End of Year Dance

Man, I’m ready for this end-of-year dance to be over. The last couple of weeks of school are so hard. That sounded like stating the obvious. I’m under some pressure; partly, I can’t tell if it’s all in my head and of my own making, or something I should be really freaking out about.

I just spent most of the day writing final exams. That was frustrating, because I can already tell that even though the exams were fair and comprehensive — they covered nothing I hadn’t covered — I had little stabs of remorse. Oh, I know they’re going to have trouble with that one. Oh, that one might throw a few of them off. It isn’t my goal to trip kids up on the exam, but I also have to hold them responsible for their learning. The sad fact is, some of them didn’t meet me halfway and learn some of this stuff.

This time of year is inevitably frustrating, too, as I reflect on all the things I did wrong and the ways I failed instead of succeeded. There is a black pall that settles over the end of the school year. I just finished a re-read of Harry Potter and the Prisoner of Azkaban, and I feel for all the world like there’s a dementor sitting right next to me.

I wonder sometimes how many years I will need to teach before I feel completely satisfied with the job I’ve done. Does that ever come? And does completely satisfied mean “competent” or “accomplished”? I can’t even decide.

Some things I want to do better/differently next year:

  • Stay on top of portfolios and really use them effectively. The sporadic use they got this year was probably only minimally helpful to students.
  • Really work on lesson plans. I think a weakness I have is figuring out how to integrate all different areas of language arts together. For instance, how can I link teaching pronoun/antecedent agreement to a writing assignment that addresses and assesses their understanding of it?
  • The test experiment didn’t work. I decided to assess students’ understanding of literature through writing assignments (although there were reading quizzes). I did still test my 9th graders over grammar. But the fact that there were no “tests” with that big, scary label (despite the fact that I saw myself as assessing in alternative ways) led some students to take my class less seriously, I think. I don’t know. Maybe they didn’t. But I think they did.
  • I didn’t grade essays quickly enough this year and got bogged down by my workload as a result. It wasn’t until Jay McTighe’s March visit to our school that I discovered the marvelous, comprehensive rubrics used by Greece, NY Public Schools. They made me a much more efficient grader, but by the time March rolled around, I had already developed the reputation for being a snail.
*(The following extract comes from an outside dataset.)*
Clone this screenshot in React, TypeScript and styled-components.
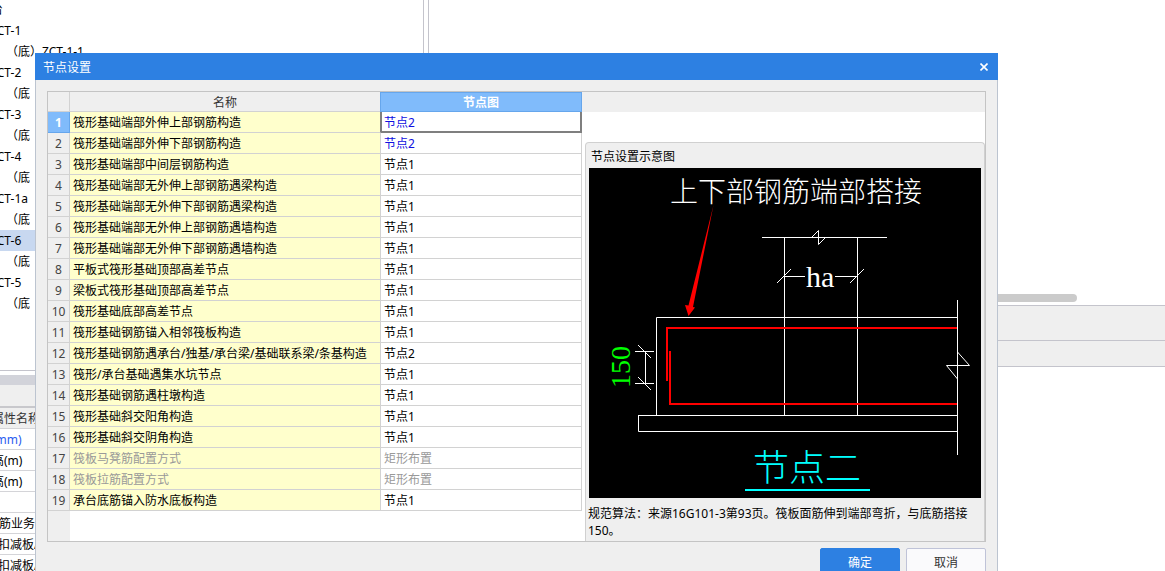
import React from "react";
import styled, { createGlobalStyle, css } from "styled-components";

const Global = createGlobalStyle`
  *, *::before, *::after { box-sizing: border-box; }
  body { margin: 0; overflow: hidden; background: #fff; }
  body, button, table {
    font-family: "Noto Sans", "Noto Sans CJK SC", sans-serif;
    font-size: 12px;
    color: #000;
  }
`;

const Page = styled.div`
  position: relative;
  display: flex;
  gap: 4px;
  height: 100vh;
  overflow: hidden;
`;

const Side = styled.aside`
  display: flex;
  flex-direction: column;
  width: 424px;
  border-right: 1px solid #c4c4cc;
  overflow: hidden;
  white-space: nowrap;
`;

const Tree = styled.ul`
  list-style: none;
  flex: none;
  height: 371px;
  margin: 0;
  padding: 0;
  overflow: hidden;
  border-bottom: 1px solid #c4c4cc;
`;

const TreeItem = styled.li<{ $indent: number; $selected?: boolean }>`
  height: 21px;
  padding-top: 1px;
  line-height: 20px;
  text-indent: ${(p) => p.$indent}px;
  background: ${(p) => (p.$selected ? "#c8d8f0" : "transparent")};
  &:first-child { margin-top: -1px; }
`;

const SideScroll = styled.div`
  flex: none;
  height: 10px;
  margin-top: 4px;
  background: #d2d3da;
`;

const SideCaption = styled.div`
  flex: none;
  height: 23px;
  background: #efefef;
  border-bottom: 2px solid #c8c8cc;
`;

const PropRow = styled.div<{ $indent: number; $tone?: "head" | "link" }>`
  flex: none;
  height: 21px;
  line-height: 21px;
  text-indent: ${(p) => p.$indent}px;
  border-bottom: 1px solid #d4d4d8;
  ${(p) => p.$tone === "head" && css`background: #efefef; color: #333;`}
  ${(p) => p.$tone === "link" && css`color: #2a5cf0;`}
`;

const Workspace = styled.main`
  flex: 1;
  display: flex;
  flex-direction: column;
  border-left: 1px solid #c4c4cc;
`;

const Canvas = styled.div`
  display: flex;
  align-items: flex-end;
  height: 305px;
  padding-bottom: 3px;
`;

const ScrollThumb = styled.div`
  width: 648px;
  height: 8px;
  border-radius: 4px;
  background: #cbcbcb;
`;

const Strip = styled.div<{ $height: number }>`
  height: ${(p) => p.$height}px;
  background: #efefef;
  border-top: 1px solid #c4c4cc;
`;

const Below = styled.div`
  flex: 1;
  border-top: 1px solid #c4c4cc;
`;

const Dialog = styled.section`
  position: absolute;
  top: 53px;
  left: 35px;
  right: 167px;
  background: #efefef;
`;

const TitleBar = styled.header`
  display: flex;
  align-items: center;
  justify-content: space-between;
  height: 27px;
  padding: 0 8px;
  background: #2d80e2;
  color: #fff;
`;

const Title = styled.h1`
  margin: 0;
  font-size: 12px;
  font-weight: 400;
`;

const CloseButton = styled.button`
  display: flex;
  align-items: center;
  justify-content: center;
  width: 12px;
  height: 20px;
  padding: 0;
  border: 0;
  background: none;
`;

const DialogBody = styled.div`
  padding: 11px 11px 12px;
  border: 1px solid #bcc4d0;
  border-top: 0;
`;

const Frame = styled.div`
  display: flex;
  height: 451px;
  border: 1px solid #c4c4c4;
  background: #fff;
`;

const GridPane = styled.div`
  display: flex;
  flex-direction: column;
  width: 534px;
`;

const GridFiller = styled.div`
  flex: 1;
  width: 22px;
  background: #efefef;
`;

const Grid = styled.table`
  width: 100%;
  table-layout: fixed;
  border-collapse: separate;
  border-spacing: 0;
`;

const line = "#d2d2d2";

const ColHead = styled.th<{ $active?: boolean }>`
  height: 20px;
  padding: 2px 0 0;
  line-height: 17px;
  font-weight: 400;
  color: #333;
  background: #efefef;
  border: solid ${line};
  border-width: 0 1px 1px 0;
  ${(p) =>
    p.$active &&
    css`
      padding-top: 1px;
      font-weight: 700;
      color: #fff;
      background: #80bbfb;
      border: 1px solid #66a6ec;
      border-left: 0;
      box-shadow: -1px 0 0 #66a6ec;
    `}
`;

const RowHead = styled.th<{ $active?: boolean }>`
  height: 21px;
  padding: 3px 0 0;
  line-height: 16px;
  vertical-align: top;
  font-weight: ${(p) => (p.$active ? 700 : 400)};
  color: ${(p) => (p.$active ? "#fff" : "#444")};
  background: ${(p) => (p.$active ? "#80bbfb" : "#efefef")};
  border: solid ${(p) => (p.$active ? "#66a6ec" : line)};
  border-width: 0 1px 1px 0;
`;

type Tone = "normal" | "link" | "off";
const tones: Record<Tone, string> = { normal: "#000", link: "#0f0fe0", off: "#999" };

const Cell = styled.td<{ $tone: Tone }>`
  height: 21px;
  padding: 3px 0 0 3px;
  line-height: 16px;
  vertical-align: top;
  white-space: nowrap;
  color: ${(p) => tones[p.$tone]};
  border: solid ${line};
  border-width: 0 1px 1px 0;
`;

const NameCell = styled(Cell)<{ $active?: boolean }>`
  background: #ffffcc;
  ${(p) => p.$active && css`border-right-color: #7f7f7f;`}
`;

const NodeCell = styled(Cell)<{ $active?: boolean }>`
  ${(p) =>
    p.$active &&
    css`
      padding-left: 2px;
      border: solid #7f7f7f;
      border-width: 0 2px 2px 1px;
    `}
`;

const PreviewPane = styled.div`
  flex: 1;
  display: flex;
  flex-direction: column;
`;

const HeadFill = styled.div`
  height: 20px;
  margin-bottom: 30px;
  background: #efefef;
`;

const Preview = styled.section`
  flex: 1;
  margin-left: 3px;
  padding: 0 3px;
  background: #efefef;
  border: 1px solid #d0d0d0;
  border-bottom: 0;
  border-radius: 4px 4px 0 0;
`;

const PreviewTitle = styled.h2`
  margin: 0;
  padding-left: 2px;
  height: 25px;
  line-height: 28px;
  font-size: 12px;
  font-weight: 400;
`;

const Drawing = styled.svg`
  display: block;
  width: 100%;
  height: 330px;
  background: #000;
`;

const Note = styled.p`
  margin: 7px 0 0 -1px;
  line-height: 17px;
`;

const Actions = styled.footer`
  display: flex;
  justify-content: flex-end;
  gap: 6px;
  padding-top: 6px;
`;

const ActionButton = styled.button<{ $primary?: boolean }>`
  width: 80px;
  height: 28px;
  padding: 0;
  border-radius: 2px;
  border: 1px solid ${(p) => (p.$primary ? "#2d80e2" : "#bfc3d8")};
  background: ${(p) => (p.$primary ? "#2d80e2" : "#fafafc")};
  color: ${(p) => (p.$primary ? "#fff" : "#333")};
`;

const tree: { text: string; indent: number; selected?: boolean }[] = [
  { text: "承台", indent: -21 },
  { text: "ZCT-1", indent: -10 },
  { text: "（底）ZCT-1-1", indent: 6 },
  { text: "ZCT-2", indent: -10 },
  { text: "（底", indent: 6 },
  { text: "ZCT-3", indent: -10 },
  { text: "（底", indent: 6 },
  { text: "ZCT-4", indent: -10 },
  { text: "（底", indent: 6 },
  { text: "ZCT-1a", indent: -10 },
  { text: "（底", indent: 6 },
  { text: "ZCT-6", indent: -10, selected: true },
  { text: "（底", indent: 6 },
  { text: "ZCT-5", indent: -10 },
  { text: "（底", indent: 6 },
];

const props: { text: string; indent: number; tone?: "head" | "link" }[] = [
  { text: "属性名称", indent: -8, tone: "head" },
  { text: "(mm)", indent: -8, tone: "link" },
  { text: "高(m)", indent: -8 },
  { text: "高(m)", indent: -8 },
  { text: "", indent: 0 },
  { text: "筋业务", indent: -1 },
  { text: "扣减板/", indent: -2 },
  { text: "扣减板/", indent: -2 },
];

const rows: [string, string, Tone?][] = [
  ["筏形基础端部外伸上部钢筋构造", "节点2", "link"],
  ["筏形基础端部外伸下部钢筋构造", "节点2", "link"],
  ["筏形基础端部中间层钢筋构造", "节点1"],
  ["筏形基础端部无外伸上部钢筋遇梁构造", "节点1"],
  ["筏形基础端部无外伸下部钢筋遇梁构造", "节点1"],
  ["筏形基础端部无外伸上部钢筋遇墙构造", "节点1"],
  ["筏形基础端部无外伸下部钢筋遇墙构造", "节点1"],
  ["平板式筏形基础顶部高差节点", "节点1"],
  ["梁板式筏形基础顶部高差节点", "节点1"],
  ["筏形基础底部高差节点", "节点1"],
  ["筏形基础钢筋锚入相邻筏板构造", "节点1"],
  ["筏形基础钢筋遇承台/独基/承台梁/基础联系梁/条基构造", "节点2"],
  ["筏形/承台基础遇集水坑节点", "节点1"],
  ["筏形基础钢筋遇柱墩构造", "节点1"],
  ["筏形基础斜交阳角构造", "节点1"],
  ["筏形基础斜交阴角构造", "节点1"],
  ["筏板马凳筋配置方式", "矩形布置", "off"],
  ["筏板拉筋配置方式", "矩形布置", "off"],
  ["承台底筋锚入防水底板构造", "节点1"],
];

const serif = '"Liberation Serif", "Noto Sans CJK SC", serif';
const cjk = '"Noto Sans CJK SC", sans-serif';

function NodeDrawing() {
  return (
    <Drawing viewBox="0 0 392 330" role="img" aria-label="节点二">
      <text x="81" y="34" fontSize="28" fontWeight="300" fontFamily={cjk} fill="#fff">上下部钢筋端部搭接</text>
      {/* column with its break mark and the width dimension */}
      <g stroke="#fff" fill="none">
        <path d="M173 69.500H298M195.500 69V247M268.500 69V247" />
        <path d="M222.500 69.500L229.500 62.500V76.500L236.500 69.500" />
        <path d="M195 108.500H216M246 108.500H269M188 115L202 101M261 115L275 101" />
        {/* raft outline and bedding */}
        <path d="M67.500 247V149.500H368M49.500 247.500H368M49.500 247V263.500H368" />
        <path d="M368.500 132V287M368.500 184L380.500 197.500H357.500L368.500 211" />
        {/* 150 dimension */}
        <path d="M46 183.500H65M46 215.500H65M56.500 183V216M49 177L62 190M49 209L62 222" />
      </g>
      {/* rebars */}
      <g stroke="#f00" strokeWidth="2" fill="none">
        <path d="M78 213V160H368" />
        <path d="M81 183V236H368" />
      </g>
      <path d="M124.500 37L104 139L106 139.500L99.500 148L96 137L99.500 137.500Z" fill="#f00" />
      <text x="217" y="119" fontSize="30" fontFamily={serif} fill="#fff">ha</text>
      <text transform="translate(41 220) rotate(-90)" fontSize="28" fontFamily={serif} fill="#0f0">150</text>
      <text x="164" y="313" fontSize="36" fontWeight="300" fontFamily={cjk} fill="#0ff">节点二</text>
      <path d="M156 322H281" stroke="#0ff" strokeWidth="2" />
    </Drawing>
  );
}

export default function App() {
  return (
    <>
      <Global />
      <Page>
        <Side>
          <Tree>
            {tree.map((t, i) => (
              <TreeItem key={i} $indent={t.indent} $selected={t.selected}>{t.text}</TreeItem>
            ))}
          </Tree>
          <SideScroll />
          <SideCaption />
          {props.map((p, i) => (
            <PropRow key={i} $indent={p.indent} $tone={p.tone}>{p.text}</PropRow>
          ))}
        </Side>
        <Workspace>
          <Canvas><ScrollThumb /></Canvas>
          <Strip $height={35} />
          <Strip $height={26} />
          <Below />
        </Workspace>

        <Dialog role="dialog" aria-labelledby="dialog-title">
          <TitleBar>
            <Title id="dialog-title">节点设置</Title>
            <CloseButton type="button" aria-label="关闭">
              <svg width="8" height="8" viewBox="0 0 8 8" stroke="#fff" strokeWidth="1.6">
                <path d="M0.500 0.500L7.500 7.500M7.500 0.500L0.500 7.500" />
              </svg>
            </CloseButton>
          </TitleBar>
          <DialogBody>
            <Frame>
              <GridPane>
                <Grid>
                  <colgroup>
                    <col width="22" />
                    <col width="311" />
                    <col width="201" />
                  </colgroup>
                  <thead>
                    <tr>
                      <ColHead />
                      <ColHead scope="col">名称</ColHead>
                      <ColHead scope="col" $active>节点图</ColHead>
                    </tr>
                  </thead>
                  <tbody>
                    {rows.map(([name, node, tone = "normal"], i) => (
                      <tr key={name}>
                        <RowHead scope="row" $active={i === 0}>{i + 1}</RowHead>
                        <NameCell $tone={tone === "off" ? "off" : "normal"} $active={i === 0}>{name}</NameCell>
                        <NodeCell $tone={tone} $active={i === 0}>{node}</NodeCell>
                      </tr>
                    ))}
                  </tbody>
                </Grid>
                <GridFiller />
              </GridPane>
              <PreviewPane>
                <HeadFill />
                <Preview>
                  <PreviewTitle>节点设置示意图</PreviewTitle>
                  <NodeDrawing />
                  <Note>规范算法：来源16G101-3第93页。筏板面筋伸到端部弯折，与底筋搭接150。</Note>
                </Preview>
              </PreviewPane>
            </Frame>
            <Actions>
              <ActionButton type="button" $primary>确定</ActionButton>
              <ActionButton type="button">取消</ActionButton>
            </Actions>
          </DialogBody>
        </Dialog>
      </Page>
    </>
  );
}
Slow assessment doesn’t really help kids improve much.

I’m sure I’ll think of other things to kick myself about. People I work with call that self-reflection, but at some point I have to figure out where the line between reflection and flagellation is.
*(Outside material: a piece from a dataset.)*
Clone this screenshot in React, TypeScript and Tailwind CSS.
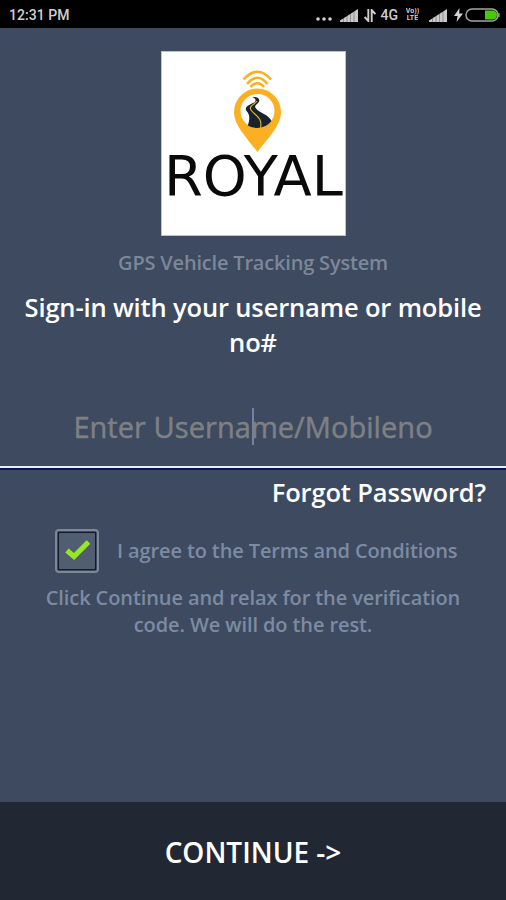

6 thoughts on “End of Year Dance”

  1. There is nothing wrong with teaching grammar in isolation. It happened alla time in the old school ( schools of my generation) and it's soming back, as educators re-invent the wheel. Again, education has come full circle.
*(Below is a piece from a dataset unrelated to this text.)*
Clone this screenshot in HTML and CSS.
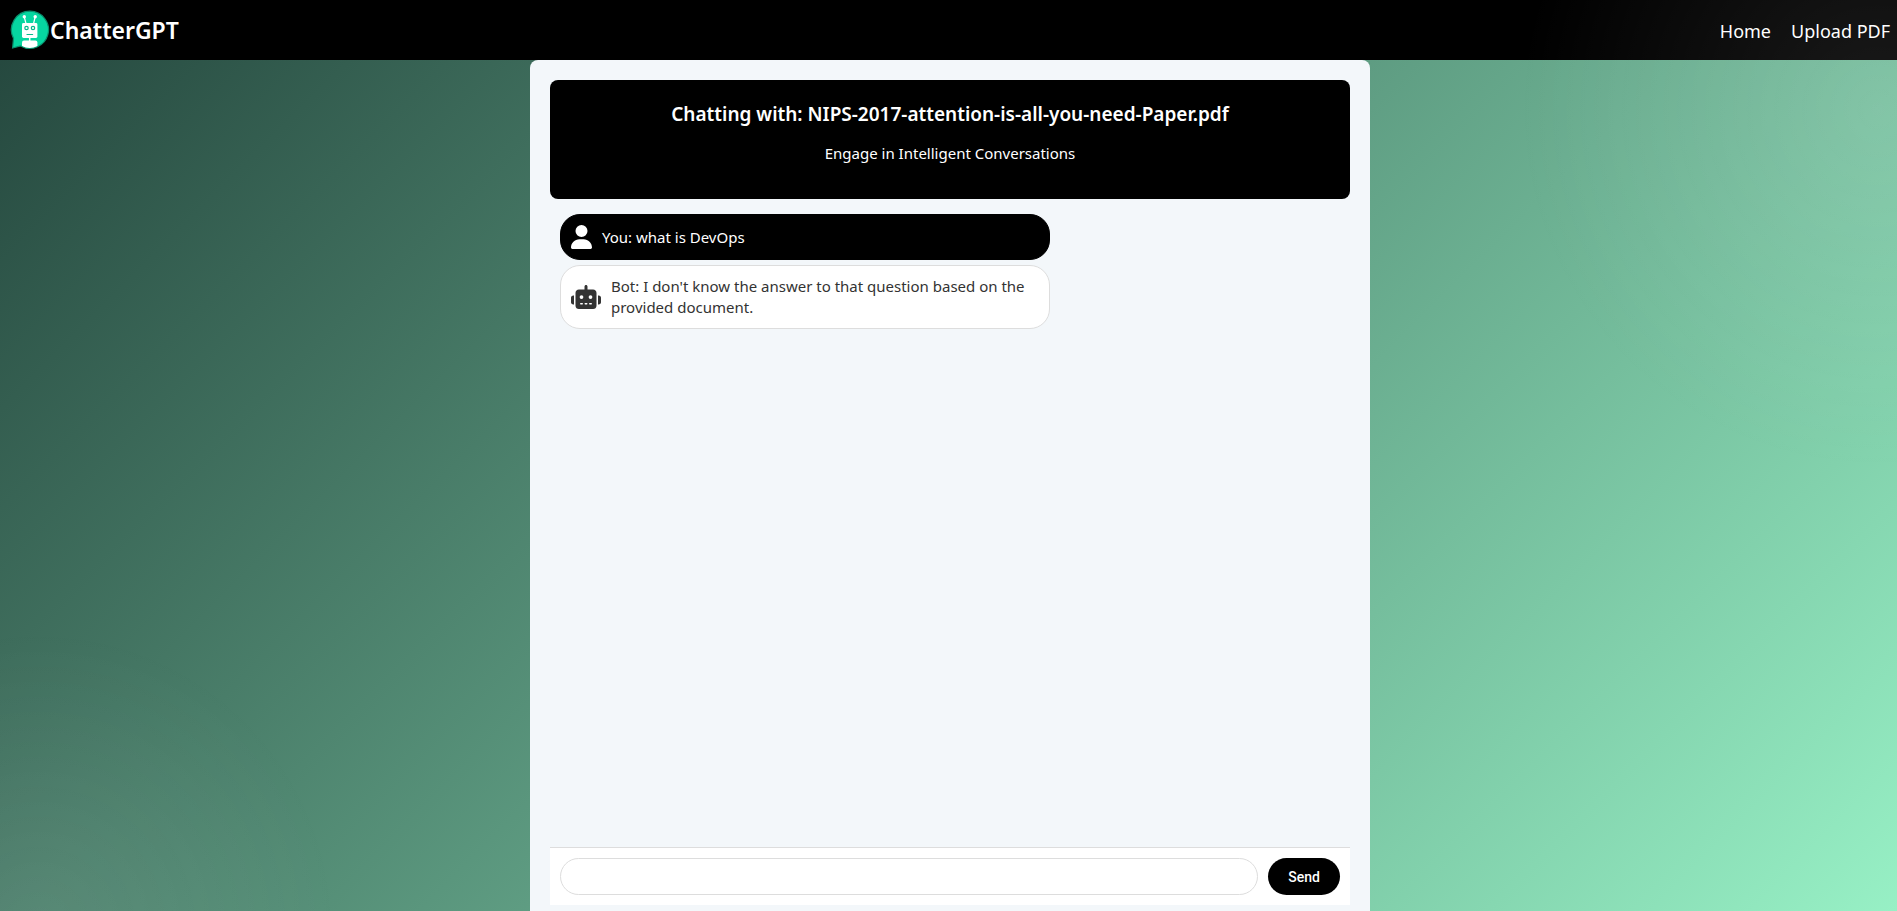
FILE: index.html
```html
<!DOCTYPE html>
<html lang="en">
<head>
<meta charset="utf-8">
<title>ChatterGPT</title>
<link rel="stylesheet" href="styles.css">
</head>
<body>
<header class="navbar">
  <a class="brand" href="#">
    <svg class="brand-logo" viewBox="0 0 40 40" aria-hidden="true">
      <path d="M20 1.2a18.6 18.6 0 1 1-9.4 34.7L2.6 38l.9-9.6A18.6 18.6 0 0 1 20 1.2z" fill="#06d6a0" stroke="#0a8e6c" stroke-width="1.2"/>
      <g fill="none" stroke="#fff" stroke-width="1.2" stroke-linecap="round">
        <path d="M14.4 7.5l1.6 6M25 7.5l-1.4 6"/>
        <path d="M19.7 27v5" stroke-width="1.5"/>
      </g>
      <g fill="#fff">
        <circle cx="14.3" cy="6.8" r="1.7"/>
        <circle cx="25.2" cy="6.8" r="1.7"/>
        <rect x="12" y="13" width="15.4" height="15" rx="1.4"/>
        <path d="M14 30.5h11.4a2 2 0 0 1 2 2v3.6c-4.600 2.500-10.800 2.500-15.400 0v-3.600a2 2 0 0 1 2-2z"/>
      </g>
      <g fill="none" stroke="#06b98b" stroke-width="1.2">
        <circle cx="16.500" cy="18" r="1.700"/>
        <circle cx="23" cy="18" r="1.700"/>
        <path d="M17 24.500h5.600" stroke-linecap="round"/>
      </g>
    </svg>
    <span>ChatterGPT</span>
  </a>
  <nav class="nav-links">
    <a href="#">Home</a>
    <a href="#">Upload PDF</a>
  </nav>
</header>
<main class="page">
  <section class="chat">
    <header class="chat-header">
      <h1>Chatting with: NIPS-2017-attention-is-all-you-need-Paper.pdf</h1>
      <p>Engage in Intelligent Conversations</p>
    </header>
    <div class="messages">
      <div class="message user">
        <svg class="icon" viewBox="0 0 448 512" aria-hidden="true"><path d="M224 256A128 128 0 1 0 224 0a128 128 0 1 0 0 256zm-45.700 48C79.800 304 0 383.800 0 482.300C0 498.700 13.300 512 29.700 512H418.300c16.400 0 29.700-13.300 29.700-29.700C448 383.800 368.200 304 269.700 304H178.300z"/></svg>
        <p>You: what is DevOps</p>
      </div>
      <div class="message bot">
        <svg class="icon" viewBox="0 0 640 512" aria-hidden="true"><path d="M320 0c17.700 0 32 14.300 32 32V96H472c39.800 0 72 32.200 72 72V440c0 39.800-32.200 72-72 72H168c-39.800 0-72-32.200-72-72V168c0-39.800 32.200-72 72-72H288V32c0-17.700 14.300-32 32-32zM208 384c-8.800 0-16 7.200-16 16s7.200 16 16 16h32c8.800 0 16-7.200 16-16s-7.200-16-16-16H208zm96 0c-8.800 0-16 7.200-16 16s7.200 16 16 16h32c8.800 0 16-7.200 16-16s-7.200-16-16-16H304zm96 0c-8.800 0-16 7.200-16 16s7.200 16 16 16h32c8.800 0 16-7.200 16-16s-7.200-16-16-16H400zM264 256a40 40 0 1 0 -80 0 40 40 0 1 0 80 0zm152 40a40 40 0 1 0 0-80 40 40 0 1 0 0 80zM48 224H64V416H48c-26.500 0-48-21.500-48-48V272c0-26.500 21.500-48 48-48zm544 0c26.500 0 48 21.500 48 48v96c0 26.500-21.500 48-48 48H576V224h16z"/></svg>
        <p>Bot: I don't know the answer to that question based on the provided document.</p>
      </div>
    </div>
    <form class="composer">
      <input type="text" aria-label="Message">
      <button type="button">Send</button>
    </form>
  </section>
</main>
</body>
</html>
```
FILE: styles.css
```css
* {
  box-sizing: border-box;
}

body {
  margin: 0;
  height: 100vh;
  display: flex;
  flex-direction: column;
  overflow: hidden;
  background: linear-gradient(135deg, #23453c, #97f0c5);
  font-family: "Noto Sans", "Open Sans", sans-serif;
}

/* soft light in two corners, above the bar and behind the chat */
body::before {
  content: "";
  position: fixed;
  inset: 0;
  z-index: 1;
  pointer-events: none;
  background:
    radial-gradient(circle 360px at 99% 12%, rgba(255, 255, 255, 0.1), transparent),
    radial-gradient(circle 300px at 2% 102%, rgba(255, 255, 255, 0.08), transparent);
}

.navbar {
  display: flex;
  align-items: center;
  justify-content: space-between;
  height: 60px;
  padding: 0 7px 0 10px;
  background: #000;
}

.navbar a {
  color: #fff;
  text-decoration: none;
}

.brand {
  display: flex;
  align-items: center;
  font-size: 23px;
  font-weight: 600;
}

.brand-logo {
  width: 40px;
  height: 40px;
}

.nav-links {
  display: flex;
  gap: 20px;
  padding-top: 2px;
  font-size: 18px;
}

.page {
  flex: 1;
  display: flex;
  justify-content: center;
  min-height: 0;
  padding-left: 3px;
}

.chat {
  position: relative;
  z-index: 2;
  display: flex;
  flex-direction: column;
  width: 100%;
  max-width: 840px;
  padding: 20px 20px 6px;
  border-radius: 8px 8px 0 0;
  background: #f3f7fa;
}

.chat-header {
  padding: 20px 20px 35px;
  border-radius: 8px;
  background: #000;
  color: #fff;
  text-align: center;
}

.chat-header h1 {
  margin: 0 0 15px;
  font-size: 19px;
  font-weight: 600;
  line-height: 28px;
}

.chat-header p {
  margin: 0;
  font-size: 15px;
  line-height: 21px;
}

.messages {
  flex: 1;
  display: flex;
  flex-direction: column;
  gap: 5px;
  min-height: 0;
  padding: 15px 10px;
}

.message {
  display: flex;
  align-items: center;
  gap: 10px;
  width: 490px;
  max-width: 100%;
  padding: 10px;
  border: 1px solid #ddd;
  border-radius: 20px;
  font-size: 15px;
  line-height: 21px;
}

.message p {
  margin: 0;
}

.message .icon {
  flex: none;
  height: 24px;
  fill: currentColor;
}

.user {
  border-color: #000;
  background: #000;
  color: #fff;
}

.bot {
  background: #fff;
  color: #333;
}

.composer {
  display: flex;
  gap: 10px;
  padding: 10px;
  border-top: 1px solid #ddd;
  background: #fff;
}

.composer input {
  flex: 1;
  min-width: 0;
  height: 37px;
  padding: 0 10px;
  border: 1px solid #ddd;
  border-radius: 20px;
  font-size: 15px;
}

.composer button {
  padding: 0 20px;
  border: 0;
  border-radius: 20px;
  background: #000;
  color: #fff;
  font-family: Roboto, "Liberation Sans", sans-serif;
  font-size: 14px;
  font-weight: 500;
}
```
    There is another way to combine writing and grammar, one that I found worked well. Take a writing assigment. Base it on 3 or 4 criteria. ONLY grade the writing for those.

    Grade the pieces and file them in the portfolios. (This task also addresses the task of making grading easier because you have only asked, and are grading for, three things.) And, the kids have CIRCLED/UNDERLINED/HIGHLIGHTED those three areas. So, as an evaluator, you are able to eyeball, and correctly, and fairly) score those essays.

    Now, months pass, and you have been teaching pronoun antecedent (or like) and you pull the SAME essays from the portfolios. Have the kids REWRITE the same essays (it's always easier grading when they ship lines- or double space the essays- initially….. because then you don't have to hear them moaning about "rewriting the same thing."

    This time…. name 2-4 NEW areas that will comprise their grades, correct pronoun antecedent being one of them. I suggest asking for 10 such uses, some harder than others such as the use of "his" with an unusual singular noun.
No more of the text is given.